DIGITAL LIBRARY
A PROPOSAL FOR PREDICTING ACADEMIC ACHIEVEMENT THROUGH A VECTORIAL MODEL OF LEXICAL AVAILABILITY
University of Concepción (CHILE)
About this paper:
Appears in: ICERI2016 Proceedings
Publication year: 2016
Pages: 2799-2806
ISBN: 978-84-617-5895-1
ISSN: 2340-1095
doi: 10.21125/iceri.2016.1603
Conference name: 9th annual International Conference of Education, Research and Innovation
Dates: 14-16 November, 2016
Location: Seville, Spain
Abstract:
Lexical availability corresponds to the set of words that a group of people tend to use more regularly to a particular communicative situation. Early studies of lexical availability were carried out by UNESCO in the fifties to facilitate the learning of the French language to non-native inhabitants of France. One of the most common procedures to obtain the lexical availability is to gather the mental lexicon of people, asking each individual to write in order a list of words that first come to mind indicating only a particular topic called Center of interest. In this context, there are numerous studies of analysis of lexical availability and its relationship with the socio-cultural characteristics in areas of interest related to education, where quantitative analysis carried out, it is done primarily representing the results using numerical indexes of the characteristics of the obtained lexicons groups, such as average number of words per lexicon, number of different words, cohesion index (a measure of the homogeneity of the answers) and index of lexical availability. The latter indicates how available is a word related to a center of interest.

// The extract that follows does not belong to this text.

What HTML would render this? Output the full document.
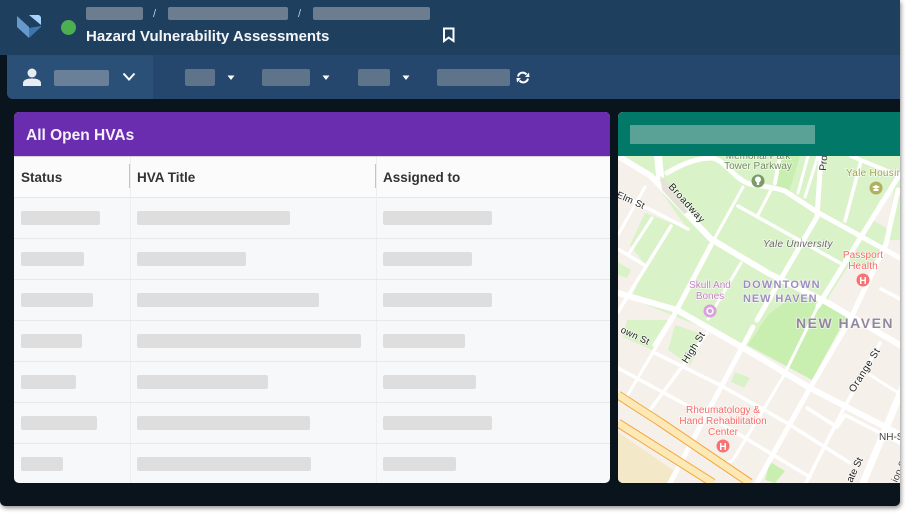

The aim of this work is the proposal of a vector representation model of the obtained mental lexicons of studies of lexical availability that enables the use of techniques of pattern recognition to predict academic performance of teaching students from two Chilean universities in topics related to mathematics teaching.

The study group for the analysis of lexical availability corresponds to teaching programs students of Mathematics and IT at the University of Concepcion and students of the Mathematics Teaching Program from the University of the Bío Bío, considering in both cases students from first to fifth year. Selected centers of interest correspond to the five thematic groupings determined by the Ministry of Education of Chile for teaching mathematics in secondary education: Probability, Number Systems, Calculus, Algebraic Structures and Geometry.

The proposed model uses a matrix representation of words frequencies through weighting functions based on the rate of lexical availability, using the Principal Component Analysis for dimensional reduction and visualization of results. The prediction is performed using a Naive Bayes classifier which allows, given the mental lexicon of students, to predict whether the student is high performance (when it has a high grade) or low performance (when it has a low grade).

The results allow visualizing the spatial distribution of mental lexicons of students on a center of interest, showing that there is a noticeable difference in lexical availability of students according to the number of years in university, university to which they belong and grades. On the other hand, it was possible through the proposed model to predict the performance of students with accuracy over 68%.

Finally, from this research we can conclude that it is possible to use a vector representation model as a complementary analysis tool for studies of lexical availability in the field of education, allowing quantitative analysis using techniques of pattern recognition to visualize and predict the academic performance of students using the students’ mental lexicon as a predictor. This prediction can be used as a tool for decision-making and remedial design in the field of education.
Keywords:
Academic Performance, PCA, Vector Model, Naive Bayes, Lexical availability.